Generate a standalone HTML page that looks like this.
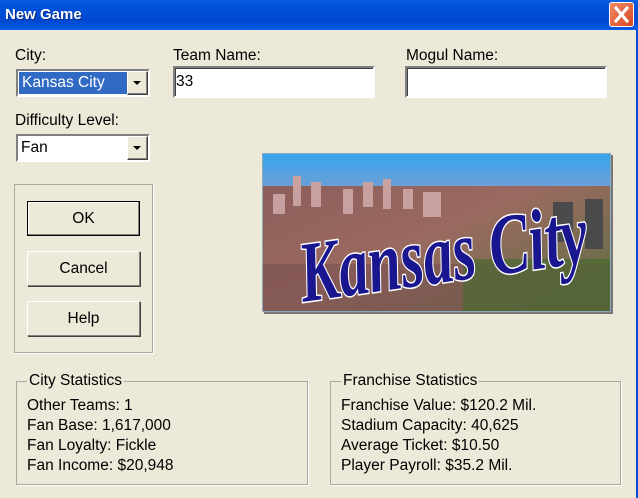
<!DOCTYPE html>
<html><head><style>
*{margin:0;padding:0;box-sizing:border-box}
body{width:638px;height:498px;background:#ECE9D8;position:relative;overflow:hidden;font-family:"Liberation Sans",Arial,sans-serif;font-size:15.5px;color:#000}
.a{position:absolute}
#title{left:0;top:0;width:638px;height:30px;background:linear-gradient(#0A5FE0,#0152DA 20%,#0148D0 70%,#0A5CE6);}
#title span{position:absolute;left:5px;top:6px;color:#fff;font-weight:bold;font-size:15px;text-shadow:1px 1px #0A2A80}
#close{left:609px;top:2px;width:25px;height:25px;background:linear-gradient(135deg,#F08868,#D8481E);border:1px solid #fff;border-radius:3px}
#rb{left:636px;top:30px;width:2px;height:468px;background:#0A4BD0}
.lbl{position:absolute;font-size:15.5px}
.inp{position:absolute;background:#fff;border:2px solid;border-color:#808080 #fff #fff #808080;box-shadow:inset 1px 1px #404040}
.combo{position:absolute;background:#fff;border:2px solid;border-color:#808080 #fff #fff #808080}
.dd{position:absolute;right:0;top:0;bottom:0;width:21px;background:#ECE9D8;border:1px solid;border-color:#fff #404040 #404040 #fff;box-shadow:inset -1px -1px #808080}
.dd:after{content:"";position:absolute;left:5px;top:9px;border-left:4px solid transparent;border-right:4px solid transparent;border-top:4px solid #000}
.btn{position:absolute;left:27px;width:113px;height:35px;background:#ECE9D8;border:1px solid;border-color:#fff #808080 #808080 #fff;box-shadow:1px 1px #404040;text-align:center;line-height:33px;font-size:15.5px}
.grp{position:absolute;border:1px solid #A8A8A0;box-shadow:1px 1px #fff}
.gt{position:absolute;top:-10px;left:10px;background:#ECE9D8;padding:0 2px;font-size:15.5px}
.st{position:absolute;font-size:15.5px;line-height:20px}
</style></head><body>
<div class="a" id="title"><span>New Game</span></div>
<div class="a" id="close"><svg width="23" height="23"><path d="M6 5L17 18M17 5L6 18" stroke="#fff" stroke-width="3" stroke-linecap="square"/></svg></div>
<div class="a" id="rb"></div>

<div class="lbl" style="left:15px;top:47px">City:</div>
<div class="combo" style="left:16px;top:69px;width:134px;height:28px"><div class="a" style="left:1px;top:1px;width:109px;height:22px;background:#316AC5;color:#fff;font-size:15.5px;line-height:22px;padding-left:3px">Kansas City</div><div class="dd"></div></div>

<div class="lbl" style="left:173px;top:47px">Team Name:</div>
<div class="inp" style="left:173px;top:66px;width:202px;height:32px"><span style="position:absolute;left:1px;top:5px;font-size:15.5px">33</span></div>
<div class="lbl" style="left:406px;top:47px">Mogul Name:</div>
<div class="inp" style="left:405px;top:66px;width:202px;height:32px"></div>

<div class="lbl" style="left:15px;top:112px">Difficulty Level:</div>
<div class="combo" style="left:16px;top:134px;width:134px;height:28px"><span style="position:absolute;left:3px;top:3px;font-size:15.5px">Fan</span><div class="dd"></div></div>

<div class="grp" style="left:14px;top:184px;width:139px;height:169px"></div>
<div class="btn" style="top:201px;border:1px solid #000;box-shadow:inset -1px -1px #808080, inset 1px 1px #fff">OK</div>
<div class="btn" style="top:251px">Cancel</div>
<div class="btn" style="top:301px">Help</div>

<div class="a" style="left:262px;top:153px;width:349px;height:159px;overflow:hidden;border:1px solid #8ab;box-shadow:2px 2px #777">
<svg width="349" height="159">
<defs>
<linearGradient id="sky" x1="0" y1="0" x2="0" y2="1"><stop offset="0" stop-color="#36A4EC"/><stop offset="1" stop-color="#6CA0D8"/></linearGradient>
<linearGradient id="city" x1="0" y1="0" x2="1" y2="1"><stop offset="0" stop-color="#8a5a5a"/><stop offset="0.5" stop-color="#9a6a60"/><stop offset="1" stop-color="#5a7040"/></linearGradient>
</defs>
<rect width="349" height="159" fill="url(#city)"/>
<rect width="349" height="32" fill="url(#sky)"/>
<g fill="#c8a0a0"><rect x="30" y="22" width="8" height="30"/><rect x="48" y="28" width="10" height="25"/><rect x="100" y="28" width="10" height="25"/><rect x="120" y="25" width="8" height="30"/><rect x="160" y="38" width="18" height="25"/><rect x="140" y="35" width="10" height="20"/><rect x="10" y="40" width="12" height="20"/><rect x="80" y="35" width="10" height="25"/></g>
<g fill="#4a4a4a"><rect x="290" y="48" width="20" height="40"/><rect x="322" y="45" width="18" height="50"/></g>
<rect x="0" y="110" width="349" height="49" fill="#7a5050" opacity=".6"/>
<rect x="200" y="105" width="149" height="54" fill="#4a6a30" opacity=".7"/>
<text x="180" y="128" text-anchor="middle" font-family="Liberation Serif,serif" font-style="italic" font-weight="bold" font-size="86" fill="#1A1690" stroke="#fff" stroke-width="3" paint-order="stroke" transform="rotate(-8 180 100)" textLength="290" lengthAdjust="spacingAndGlyphs">Kansas City</text>
</svg></div>

<div class="grp" style="left:16px;top:381px;width:292px;height:104px"><div class="gt">City Statistics</div></div>
<div class="st" style="left:27px;top:396px">Other Teams: 1<br>Fan Base: 1,617,000<br>Fan Loyalty: Fickle<br>Fan Income: $20,948</div>
<div class="grp" style="left:330px;top:381px;width:291px;height:104px"><div class="gt">Franchise Statistics</div></div>
<div class="st" style="left:341px;top:396px">Franchise Value: $120.2 Mil.<br>Stadium Capacity: 40,625<br>Average Ticket: $10.50<br>Player Payroll: $35.2 Mil.</div>
</body></html>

*****

**Stated goal:**
Transcribe all the lines above exactly, apart from the pictures.

**Finished answer:**
Generate a standalone HTML page that looks like this.
<!DOCTYPE html>
<html><head><style>
*{margin:0;padding:0;box-sizing:border-box}
body{width:638px;height:498px;background:#ECE9D8;position:relative;overflow:hidden;font-family:"Liberation Sans",Arial,sans-serif;font-size:15.5px;color:#000}
.a{position:absolute}
#title{left:0;top:0;width:638px;height:30px;background:linear-gradient(#0A5FE0,#0152DA 20%,#0148D0 70%,#0A5CE6);}
#title span{position:absolute;left:5px;top:6px;color:#fff;font-weight:bold;font-size:15px;text-shadow:1px 1px #0A2A80}
#close{left:609px;top:2px;width:25px;height:25px;background:linear-gradient(135deg,#F08868,#D8481E);border:1px solid #fff;border-radius:3px}
#rb{left:636px;top:30px;width:2px;height:468px;background:#0A4BD0}
.lbl{position:absolute;font-size:15.5px}
.inp{position:absolute;background:#fff;border:2px solid;border-color:#808080 #fff #fff #808080;box-shadow:inset 1px 1px #404040}
.combo{position:absolute;background:#fff;border:2px solid;border-color:#808080 #fff #fff #808080}
.dd{position:absolute;right:0;top:0;bottom:0;width:21px;background:#ECE9D8;border:1px solid;border-color:#fff #404040 #404040 #fff;box-shadow:inset -1px -1px #808080}
.dd:after{content:"";position:absolute;left:5px;top:9px;border-left:4px solid transparent;border-right:4px solid transparent;border-top:4px solid #000}
.btn{position:absolute;left:27px;width:113px;height:35px;background:#ECE9D8;border:1px solid;border-color:#fff #808080 #808080 #fff;box-shadow:1px 1px #404040;text-align:center;line-height:33px;font-size:15.5px}
.grp{position:absolute;border:1px solid #A8A8A0;box-shadow:1px 1px #fff}
.gt{position:absolute;top:-10px;left:10px;background:#ECE9D8;padding:0 2px;font-size:15.5px}
.st{position:absolute;font-size:15.5px;line-height:20px}
</style></head><body>
<div class="a" id="title"><span>New Game</span></div>
<div class="a" id="close"><svg width="23" height="23"><path d="M6 5L17 18M17 5L6 18" stroke="#fff" stroke-width="3" stroke-linecap="square"/></svg></div>
<div class="a" id="rb"></div>

<div class="lbl" style="left:15px;top:47px">City:</div>
<div class="combo" style="left:16px;top:69px;width:134px;height:28px"><div class="a" style="left:1px;top:1px;width:109px;height:22px;background:#316AC5;color:#fff;font-size:15.5px;line-height:22px;padding-left:3px">Kansas City</div><div class="dd"></div></div>

<div class="lbl" style="left:173px;top:47px">Team Name:</div>
<div class="inp" style="left:173px;top:66px;width:202px;height:32px"><span style="position:absolute;left:1px;top:5px;font-size:15.5px">33</span></div>
<div class="lbl" style="left:406px;top:47px">Mogul Name:</div>
<div class="inp" style="left:405px;top:66px;width:202px;height:32px"></div>

<div class="lbl" style="left:15px;top:112px">Difficulty Level:</div>
<div class="combo" style="left:16px;top:134px;width:134px;height:28px"><span style="position:absolute;left:3px;top:3px;font-size:15.5px">Fan</span><div class="dd"></div></div>

<div class="grp" style="left:14px;top:184px;width:139px;height:169px"></div>
<div class="btn" style="top:201px;border:1px solid #000;box-shadow:inset -1px -1px #808080, inset 1px 1px #fff">OK</div>
<div class="btn" style="top:251px">Cancel</div>
<div class="btn" style="top:301px">Help</div>

<div class="a" style="left:262px;top:153px;width:349px;height:159px;overflow:hidden;border:1px solid #8ab;box-shadow:2px 2px #777">
<svg width="349" height="159">
<defs>
<linearGradient id="sky" x1="0" y1="0" x2="0" y2="1"><stop offset="0" stop-color="#36A4EC"/><stop offset="1" stop-color="#6CA0D8"/></linearGradient>
<linearGradient id="city" x1="0" y1="0" x2="1" y2="1"><stop offset="0" stop-color="#8a5a5a"/><stop offset="0.5" stop-color="#9a6a60"/><stop offset="1" stop-color="#5a7040"/></linearGradient>
</defs>
<rect width="349" height="159" fill="url(#city)"/>
<rect width="349" height="32" fill="url(#sky)"/>
<g fill="#c8a0a0"><rect x="30" y="22" width="8" height="30"/><rect x="48" y="28" width="10" height="25"/><rect x="100" y="28" width="10" height="25"/><rect x="120" y="25" width="8" height="30"/><rect x="160" y="38" width="18" height="25"/><rect x="140" y="35" width="10" height="20"/><rect x="10" y="40" width="12" height="20"/><rect x="80" y="35" width="10" height="25"/></g>
<g fill="#4a4a4a"><rect x="290" y="48" width="20" height="40"/><rect x="322" y="45" width="18" height="50"/></g>
<rect x="0" y="110" width="349" height="49" fill="#7a5050" opacity=".6"/>
<rect x="200" y="105" width="149" height="54" fill="#4a6a30" opacity=".7"/>
<text x="180" y="128" text-anchor="middle" font-family="Liberation Serif,serif" font-style="italic" font-weight="bold" font-size="86" fill="#1A1690" stroke="#fff" stroke-width="3" paint-order="stroke" transform="rotate(-8 180 100)" textLength="290" lengthAdjust="spacingAndGlyphs">Kansas City</text>
</svg></div>

<div class="grp" style="left:16px;top:381px;width:292px;height:104px"><div class="gt">City Statistics</div></div>
<div class="st" style="left:27px;top:396px">Other Teams: 1<br>Fan Base: 1,617,000<br>Fan Loyalty: Fickle<br>Fan Income: $20,948</div>
<div class="grp" style="left:330px;top:381px;width:291px;height:104px"><div class="gt">Franchise Statistics</div></div>
<div class="st" style="left:341px;top:396px">Franchise Value: $120.2 Mil.<br>Stadium Capacity: 40,625<br>Average Ticket: $10.50<br>Player Payroll: $35.2 Mil.</div>
</body></html>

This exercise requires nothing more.